The digital revolution should have killed business cards. LinkedIn launched in 2003. Smartphones made instant contact sharing trivially easy. Various apps and technologies have tried to replace physical cards. Yet cards persist, their use declining slowly rather than collapsing despite seemingly superior alternatives.
Why It Still Exists Today
Business cards survive because they do several things that digital alternatives don't replicate well. The physical exchange creates a moment of connection that tapping phones together doesn't match. The card itself is a tangible reminder of the meeting—you might forget the details of a LinkedIn connection request, but a card in your pocket triggers specific memories.
Cards also work without any technology coordination. You don't need to agree on an app, pair devices, or navigate compatibility issues. The card just works, in any situation, with anyone. This universal compatibility is valuable in networking contexts where friction of any kind can kill a connection.
The card itself communicates information beyond what's printed on it. The design, paper quality, typography, and overall aesthetic say something about the person and organization. A minimalist card on premium stock suggests different things than a cluttered card on cheap paper. This signaling function has no digital equivalent—a LinkedIn profile communicates, but differently.
There's also the psychology of physical objects. Research suggests that physical artifacts create stronger memories than digital information. The card you received last week might still be on your desk, a physical reminder to follow up. The LinkedIn connection from the same event has already disappeared into your feed.
Cultural factors keep cards alive in some contexts more than others. In Japan and much of Asia, business cards remain central to professional interaction. International business thus requires cards for cross-cultural communication. Even in Western contexts that have become more casual, cards persist in traditional industries and formal settings.

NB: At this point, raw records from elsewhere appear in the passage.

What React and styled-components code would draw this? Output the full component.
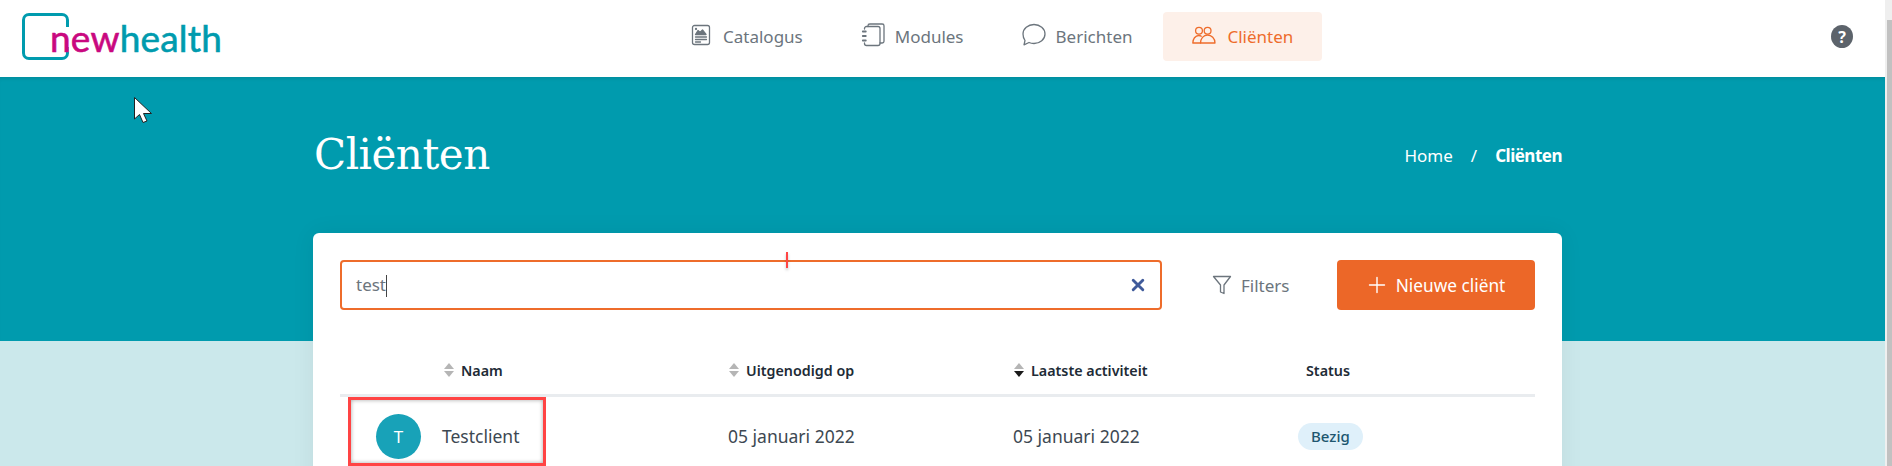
import styled, { createGlobalStyle } from 'styled-components'

const Global = createGlobalStyle`
  html, body {
    margin: 0;
    padding: 0;
    height: 466px;
    overflow: hidden;
    background: #cbe8eb;
    font-family: "Noto Sans", "Liberation Sans", sans-serif;
  }
  * { box-sizing: border-box; }
`

const Page = styled.div`
  display: flex;
  width: 1892px;
  height: 466px;
  overflow: hidden;
`
const Main = styled.div`
  flex: 1;
  min-width: 0;
  display: flex;
  flex-direction: column;
  position: relative;
`
const Scrollbar = styled.div`
  width: 7px;
  background: #efefef;
  padding: 20px 0 0 2px;
  display: flex;
`
const Thumb = styled.div`
  width: 100%;
  background: #c1c1c1;
`

const Header = styled.header`
  flex: none;
  height: 77px;
  background: #fff;
  display: flex;
  align-items: center;
  padding: 0 32px 4px 22px;
`
const Logo = styled.div`
  position: relative;
  width: 198px;
  height: 47px;
  display: flex;
  align-items: center;
  padding-left: 28px;
`
const LogoBox = styled.div`
  position: absolute;
  left: 0;
  top: 0;
  width: 47px;
  height: 47px;
  border: 3px solid #009bae;
  border-radius: 7px;

  &::after {
    content: '';
    position: absolute;
    right: -3px;
    top: 11px;
    width: 3px;
    height: 20px;
    background: #fff;
  }
`
const LogoText = styled.span`
  position: relative;
  top: 1px;
  font-family: "Lato", sans-serif;
  font-size: 37px;
  letter-spacing: 0.2px;
  -webkit-text-stroke: 0.6px currentColor;
  color: #009bae;
  line-height: 1;
`
const LogoPink = styled.span`
  color: #c9087f;
`
const Nav = styled.nav`
  display: flex;
  align-items: center;
  margin-left: 440px;
`
const NavItem = styled.a`
  display: flex;
  align-items: center;
  gap: ${p => (p.$active ? '11px' : '10px')};
  height: 49px;
  margin-left: ${p => (p.$active ? '2px' : '0')};
  padding: 0 29px;
  border-radius: 4px;
  font-size: 17px;
  color: ${p => (p.$active ? '#ee6c2b' : '#6c757d')};
  background: ${p => (p.$active ? '#fdf0e9' : 'transparent')};
`
const NavIcon = styled.svg`
  width: 24px;
  height: 24px;
  margin-top: -4px;
  fill: none;
  stroke: currentColor;
  stroke-width: 1.3;
  stroke-linecap: round;
  stroke-linejoin: round;
`
const Help = styled.div`
  margin-left: auto;
  width: 22px;
  height: 23px;
  border-radius: 50%;
  background: #5c636b;
  color: #fff;
  font-size: 16px;
  font-weight: 700;
  display: flex;
  align-items: center;
  justify-content: center;
`

const Hero = styled.section`
  flex: none;
  height: 264px;
  background: #009bae;
  box-shadow: inset 0 4px 4px -3px rgba(0, 0, 0, 0.12);
  padding: 50px 323px 0 314px;
`
const HeroRow = styled.div`
  display: flex;
  justify-content: space-between;
  align-items: center;
`
const Title = styled.h1`
  margin: 0;
  font-family: "DejaVu Serif", serif;
  font-weight: 400;
  font-size: 42px;
  letter-spacing: -0.5px;
  line-height: 56px;
  color: #fff;
`
const Crumbs = styled.div`
  display: flex;
  gap: 18px;
  font-size: 17px;
  color: #fff;
`
const CrumbStrong = styled.span`
  font-weight: 700;
  letter-spacing: -0.5px;
`

const Card = styled.section`
  flex: none;
  position: relative;
  margin: -108px 0 0 313px;
  width: 1249px;
  height: 260px;
  background: #fff;
  border-radius: 6px;
  padding: 27px 27px 0;
  box-shadow: 0 0 24px rgba(0, 0, 0, 0.06);
`
const Toolbar = styled.div`
  display: flex;
  align-items: center;
`
const Search = styled.div`
  width: 822px;
  height: 50px;
  border: 2px solid #ee6c2b;
  border-radius: 4px;
  display: flex;
  align-items: center;
  justify-content: space-between;
  padding: 0 14px;
  font-size: 17px;
  color: #6c757d;
`
const Caret = styled.span`
  display: inline-block;
  width: 1px;
  height: 22px;
  background: #444;
  vertical-align: middle;
`
const Filters = styled.div`
  display: flex;
  align-items: center;
  gap: 9px;
  margin-left: 50px;
  font-size: 17px;
  color: #6c757d;
`
const AddButton = styled.div`
  margin-left: auto;
  width: 198px;
  height: 50px;
  border-radius: 4px;
  background: #ec6728;
  color: #fff;
  font-size: 17.3px;
  display: flex;
  align-items: center;
  justify-content: center;
  gap: 9px;
`
const Table = styled.div`
  margin-top: 36px;
`
const Row = styled.div`
  display: grid;
  grid-template-columns: 283px 286px 286px 1fr;
  align-items: center;
  height: ${p => (p.$head ? '51px' : '78px')};
  border-bottom: ${p => (p.$head ? '3px solid #e9ecef' : 'none')};
`
const HeadCell = styled.div`
  display: flex;
  align-items: center;
  gap: 6px;
  padding-left: ${p => p.$pad}px;
  font-size: 14.3px;
  font-weight: 600;
  color: #212b36;
`
const Cell = styled.div`
  font-size: 17.5px;
  color: #3d4852;
  padding-left: ${p => p.$pad}px;
`
const ClientCell = styled.div`
  display: flex;
  align-items: center;
  gap: 21px;
  padding-left: 36px;
  font-size: 17.5px;
  color: #3d4852;
`
const Avatar = styled.div`
  width: 45px;
  height: 45px;
  border-radius: 50%;
  background: #18a2b8;
  color: #fff;
  font-size: 17px;
  display: flex;
  align-items: center;
  justify-content: center;
`
const Badge = styled.span`
  display: inline-flex;
  align-items: center;
  height: 27px;
  padding: 0 13px;
  border-radius: 14px;
  background: #dff0fa;
  color: #20566f;
  font-size: 15px;
  font-weight: 500;
`
// annotations drawn over the screenshot
const RedBox = styled.div`
  position: absolute;
  left: 348px;
  top: 397px;
  width: 198px;
  height: 69px;
  border: 3px solid #f44;
  box-shadow: inset 0 0 4px rgba(0, 0, 0, 0.35);
`
const RedTick = styled.div`
  position: absolute;
  left: 786px;
  top: 252px;
  width: 2px;
  height: 16px;
  background: #f44;
  box-shadow: 0 2px 3px rgba(0, 0, 0, 0.25);
`
const Cursor = styled.svg`
  position: absolute;
  left: 134px;
  top: 97px;
`

const Icon = ({ size = 20, children, color = 'currentColor', sw = 1.3 }) => (
  <svg width={size} height={size} viewBox='0 0 20 20' fill='none' stroke={color} strokeWidth={sw} strokeLinecap='round' strokeLinejoin='round'>
    {children}
  </svg>
)

const SortIcon = ({ down }) => (
  <svg width='12' height='16' viewBox='0 0 12 16'>
    <path d='M6 1 L11 7 H1 Z' fill='#b5b5b5' />
    <path d='M6 15 L11 9 H1 Z' fill={down ? '#1a1a1a' : '#b5b5b5'} />
  </svg>
)

const Sort = ({ label, down }) => (
  <>
    <SortIcon down={down} />
    {label}
  </>
)

export default function App () {
  return (
    <Page>
      <Global />
      <Main>
        <Header>
          <Logo>
            <LogoBox />
            <LogoText><LogoPink>new</LogoPink>health</LogoText>
          </Logo>
          <Nav>
            <NavItem>
              <NavIcon viewBox='0 0 24 24'>
                <rect x='3.5' y='2.5' width='17' height='19' rx='2' />
                <circle cx='7' cy='6' r='.5' />
                <path d='M6.500 11.500l2.500-4 2 2 2.500-2.500 3.500 4.500z' fill='currentColor' />
                <path d='M6.500 14h11M6.500 16.500h11M6.500 19h5' />
              </NavIcon>
              Catalogus
            </NavItem>
            <NavItem>
              <NavIcon viewBox='0 0 24 24'>
                <path d='M3.500 6V5.500a2 2 0 0 1 2-2H17a2 2 0 0 1 2 2v15a2 2 0 0 1-2 2H5.500a2 2 0 0 1-2-2V20' />
                <path d='M7 3.500V2.800A1.800 1.800 0 0 1 8.800 1h12.400A1.800 1.800 0 0 1 23 2.800v15.400a1.800 1.800 0 0 1-1.800 1.800H19' />
                <path d='M1.800 8.500h3M1.800 13h3M1.800 17.500h3' strokeWidth='1.800' />
              </NavIcon>
              Modules
            </NavItem>
            <NavItem>
              <NavIcon viewBox='0 0 24 24'>
                <path d='M12 1.500c6 0 11 4.200 11 9.500s-5 9.500-11 9.500c-1.800 0-3.500-.3-5-1L2 21.800l1-4.300C1.800 15.800 1 13.500 1 11 1 5.700 6 1.500 12 1.500z' />
              </NavIcon>
              Berichten
            </NavItem>
            <NavItem $active>
              <NavIcon viewBox='0 0 24 24'>
                <circle cx='7' cy='7.800' r='3.400' />
                <circle cx='15.600' cy='7.800' r='3.400' />
                <path d='M8.500 20c0-4.500 3-8 7-8s7.500 3.500 7.500 8z' />
                <path d='M.8 20c0-4 2.500-7.500 6-7.500 1 0 1.800.2 2.500.7M.8 20h7.700' />
              </NavIcon>
              Cliënten
            </NavItem>
          </Nav>
          <Help>?</Help>
        </Header>
        <Hero>
          <HeroRow>
            <Title>Cliënten</Title>
            <Crumbs>
              <span>Home</span>
              <span>/</span>
              <CrumbStrong>Cliënten</CrumbStrong>
            </Crumbs>
          </HeroRow>
        </Hero>
        <Card>
          <Toolbar>
            <Search>
              <span>test<Caret /></span>
              <Icon size={16} color='#3f5a9a' sw={3.600}>
                <path d='M4 4l12 12M16 4L4 16' />
              </Icon>
            </Search>
            <Filters>
              <Icon>
                <path d='M1.500 1.500h17L12 10v8.500l-3.500-1.500v-7z' />
              </Icon>
              Filters
            </Filters>
            <AddButton>
              <Icon sw={1.400}>
                <path d='M10 2.500v15M2.500 10h15' />
              </Icon>
              Nieuwe cliënt
            </AddButton>
          </Toolbar>
          <Table>
            <Row $head>
              <HeadCell $pad={103}><Sort label='Naam' /></HeadCell>
              <HeadCell $pad={105}><Sort label='Uitgenodigd op' /></HeadCell>
              <HeadCell $pad={104}><Sort label='Laatste activiteit' down /></HeadCell>
              <HeadCell $pad={111}>Status</HeadCell>
            </Row>
            <Row>
              <ClientCell>
                <Avatar>T</Avatar>
                Testclient
              </ClientCell>
              <Cell $pad={105}>05 januari 2022</Cell>
              <Cell $pad={104}>05 januari 2022</Cell>
              <Cell $pad={103}><Badge>Bezig</Badge></Cell>
            </Row>
          </Table>
        </Card>
        <RedBox />
        <RedTick />
        <Cursor width='20' height='28' viewBox='0 0 20 28'>
          <path d='M.5.5V22l5-4.500 3.500 8 4-1.500-3.500-7.500h8z' fill='#fff' stroke='#222' strokeWidth='1' />
        </Cursor>
      </Main>
      <Scrollbar><Thumb /></Scrollbar>
    </Page>
  )
}
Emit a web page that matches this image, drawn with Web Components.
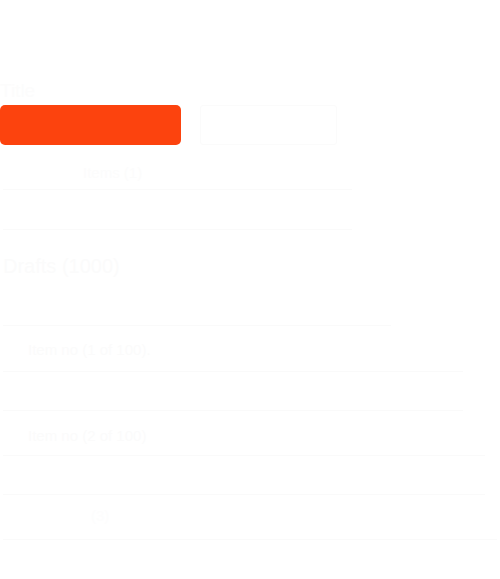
<!DOCTYPE html>
<html lang="en">
<head>
<meta charset="utf-8">
<title>List</title>
<style>
html,body{margin:0;padding:0;background:#fff;}
body{font-family:"Liberation Sans",Arial,sans-serif;}
</style>
</head>
<body>
<x-page>
  <x-title slot="title">Title</x-title>
  <x-actions slot="actions">
    <x-button variant="primary"></x-button>
    <x-button></x-button>
  </x-actions>
  <x-row style="--w:349px;--h:45px;--pl:80px;--pt:18px;--tc:#fcfcfc">Items (1)</x-row>
  <x-row style="--w:349px;--h:40px"></x-row>
  <x-row style="--w:388px;--h:96px;--pl:0px;--pt:26px;--fs:20px;--tc:#fbfbfb">Drafts (1000)</x-row>
  <x-row style="--w:460px;--h:46px;--pl:25px;--pt:14px;--tc:#fbfbfb">Item no (1 of 100).</x-row>
  <x-row style="--w:460px;--h:39px"></x-row>
  <x-row style="--w:482px;--h:45px;--pl:25px;--pt:15px;--tc:#fbfbfb">Item no (2 of 100)</x-row>
  <x-row style="--w:482px;--h:39px"></x-row>
  <x-row style="--w:494px;--h:45px;--pl:88px;--pt:11px;--tc:#fdfdfd">(3)</x-row>
</x-page>
<script>
function define(name, css, html){
  customElements.define(name, class extends HTMLElement{
    constructor(){
      super();
      this.attachShadow({mode:'open'}).innerHTML='<style>'+css+'</style>'+html;
    }
  });
}
define('x-page',
  ':host{display:flex;flex-direction:column;padding-top:76px;font-family:"Liberation Sans",Arial,sans-serif;color:#f4f4f4;width:500px;height:579px;box-sizing:border-box;overflow:hidden}',
  '<slot name="title"></slot><slot name="actions"></slot><slot></slot>');
define('x-title',
  ':host{display:block;font-size:19px;line-height:29px;height:29px;color:#fcfcfc}',
  '<slot></slot>');
define('x-actions',
  ':host{display:flex;gap:19px;height:40px}',
  '<slot></slot>');
define('x-button',
  ':host{display:block;box-sizing:border-box;height:40px;width:137px;background:#fff;border:1px solid #fbfbfb;border-radius:3px}'+
  ':host([variant=primary]){width:181px;background:#fc430e;border:0;border-radius:5px}',
  '<slot></slot>');
define('x-row',
  ':host{display:block;box-sizing:border-box;margin-left:3px;width:var(--w);height:var(--h);padding:var(--pt,0) 0 0 var(--pl,0);border-bottom:1px solid #fafafa;font-size:var(--fs,15px);line-height:20px;color:var(--tc,#fafafa);white-space:nowrap}',
  '<slot></slot>');
</script>
</body>
</html>
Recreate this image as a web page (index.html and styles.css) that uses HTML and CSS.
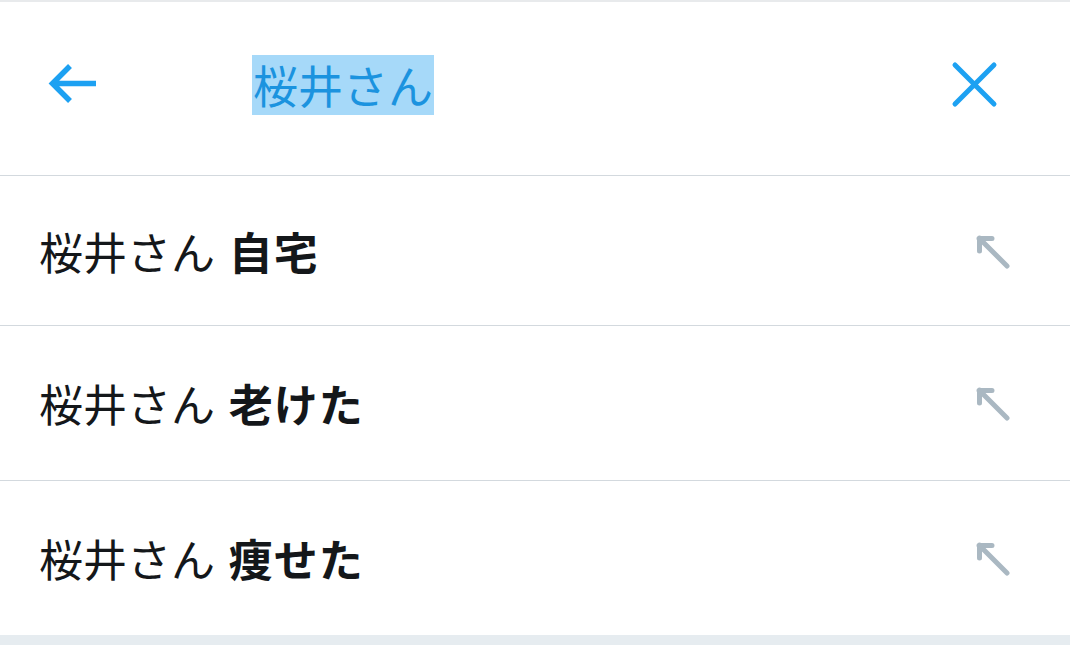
FILE: index.html
```html
<!DOCTYPE html>
<html lang="ja">
<head>
    <meta charset="UTF-8">
    <meta name="viewport" content="width=device-width, initial-scale=1.0">
    <title>検索</title>
    <link rel="stylesheet" href="styles.css">
</head>
<body>
    <div class="screen">
        <header class="search-bar">
            <button class="icon-btn back" aria-label="戻る">
                <svg width="52" height="50" viewBox="0 0 52 50">
                    <path d="M49 23.5H6M23 6L5.5 23.5 23 41" fill="none" stroke="#1da1f2" stroke-width="5.5" stroke-linejoin="miter"/>
                </svg>
            </button>
            <div class="query"><span class="selected">桜井さん</span></div>
            <button class="icon-btn clear" aria-label="クリア">
                <svg width="48" height="48" viewBox="0 0 48 48">
                    <path d="M4 4L43 43M43 4L4 43" fill="none" stroke="#1da1f2" stroke-width="5" stroke-linecap="round"/>
                </svg>
            </button>
        </header>

        <ul class="suggestions">
            <li class="row">
                <span class="term">桜井さん <b>自宅</b></span>
                <svg class="fill-icon" width="34" height="34" viewBox="0 0 34 34">
                    <path d="M3 3.5H16M3.5 3V16M3.5 3.5L31 31" fill="none" stroke="#aab8c2" stroke-width="5" stroke-linecap="round"/>
                </svg>
            </li>
            <li class="row">
                <span class="term">桜井さん <b>老けた</b></span>
                <svg class="fill-icon" width="34" height="34" viewBox="0 0 34 34">
                    <path d="M3 3.5H16M3.5 3V16M3.5 3.5L31 31" fill="none" stroke="#aab8c2" stroke-width="5" stroke-linecap="round"/>
                </svg>
            </li>
            <li class="row">
                <span class="term">桜井さん <b>痩せた</b></span>
                <svg class="fill-icon" width="34" height="34" viewBox="0 0 34 34">
                    <path d="M3 3.5H16M3.5 3V16M3.5 3.5L31 31" fill="none" stroke="#aab8c2" stroke-width="5" stroke-linecap="round"/>
                </svg>
            </li>
        </ul>
    </div>
</body>
</html>
```

FILE: styles.css
```css
html, body {
    margin: 0;
    padding: 0;
    height: 100%;
}
body {
    font-family: "Noto Sans CJK JP", "Noto Sans", sans-serif;
    background: #e6ecf0;
    color: #14171a;
}
.screen {
    background: #fff;
    border-top: 2px solid #e8eaec;
}
.search-bar {
    display: flex;
    align-items: center;
    height: 166px;
    padding-bottom: 7px;
    border-bottom: 1px solid #d3d9de;
}
.icon-btn {
    background: none;
    border: 0;
    padding: 0;
    display: flex;
}
.back {
    margin-left: 47px;
}
.query {
    flex: 1;
    padding-left: 153px;
    font-size: 45px;
    line-height: 60px;
    color: #1b93df;
}
.selected {
    display: inline-block;
    background: #a6d9f9;
    height: 60px;
    padding: 0 1px;
}
.clear {
    margin-right: 71px;
}
.suggestions {
    list-style: none;
    margin: 0;
    padding: 0;
}
.row {
    display: flex;
    align-items: center;
    justify-content: space-between;
    height: 154px;
    padding: 0 60px 0 39px;
    border-bottom: 1px solid #d3d9de;
}
.row:first-child {
    height: 149px;
}
.row:last-child {
    border-bottom: 0;
}
.term {
    font-size: 44px;
    line-height: 1;
    word-spacing: 4px;
}
.term b {
    font-weight: 700;
    letter-spacing: 1px;
}
.fill-icon {
    margin-top: 2px;
}
```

What People Misunderstand About It
The biggest misconception is that business cards are primarily about information transfer. With smartphones ubiquitous, anyone who wants your email can get it. The card's value is more about ritual than data—it's a social gesture that marks a moment, not just a data transmission.
Many people underestimate how much the card design matters. A business card is a miniature representation of your professional identity. Every choice—font, color, paper, layout—sends signals. A poorly designed card undermines the professional image you're trying to project, regardless of how accurately it conveys your phone number.
Another misconception is that collecting lots of cards is valuable. The stack of cards from a conference is mostly worthless if you don't follow up. The card is just the beginning of a relationship, not the relationship itself. People who focus on accumulating cards rather than building relationships miss the point entirely.
Perhaps most importantly, people misunderstand why cards haven't been replaced by digital alternatives. It's not because people are resistant to technology or unaware of options. It's because the card serves functions that technology replicates poorly: a moment of physical connection, a tangible memory aid, a signal of professionalism that works across cultures and contexts. Until something better emerges to serve all these functions, the small rectangle of cardstock will remain part of how professionals meet and connect.